“Path of Secretarial Initiative”: The Labor of Three Secretaries in the Marc Nerlove Papers

Stina Leander Hirsch

Marc Nerlove’s office filing system

Marc Nerlove’s office filing system, circa 1973, box 77, folder Settling in at 624 Colfax and 629 Noyes, 1973-1975.

Marc Nerlove’s office filing system

Filing is another critical secretarial responsibility. Hirsch would have been expected to maintain the filing system detailed above, which later formed the basis for the current organization of Nerlove’s papers as an archival collection. In a separate 1973 letter, he requests 8 filing cabinets and 15 bookcases for this material in the two-room office at Northwestern that they would share. This was less than 20 years into his career and does not include any of the files that he kept at home.

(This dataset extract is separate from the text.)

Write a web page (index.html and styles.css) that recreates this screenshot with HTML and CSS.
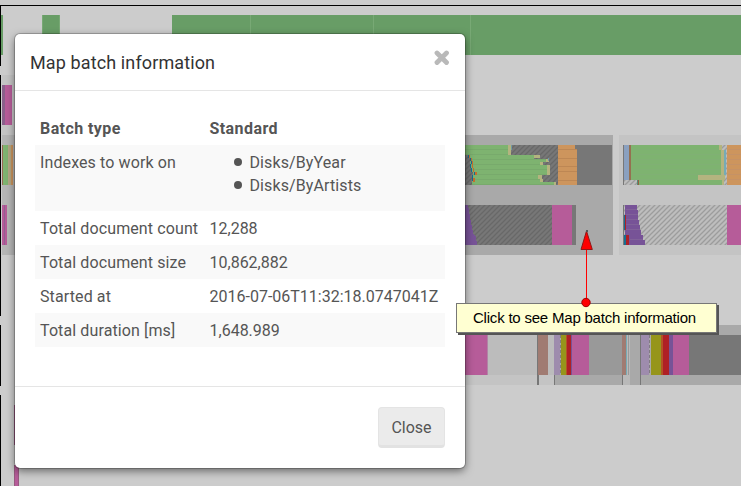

By the time Nerlove’s papers came to Duke in 2016, they had grown to 350 linear feet.  

Stina Hirsch to Marc Nerlove

Stina Hirsch to Marc Nerlove, 6 May 1974, box 77, folder Settling in at 624 Colfax and 629 Noyes, 1973-1975.

This could be considered an example of “other duties as assigned.Hirsch’s obituary states that she spent her “productive years” at Northwestern and organized the clerical staff into a bargaining unit.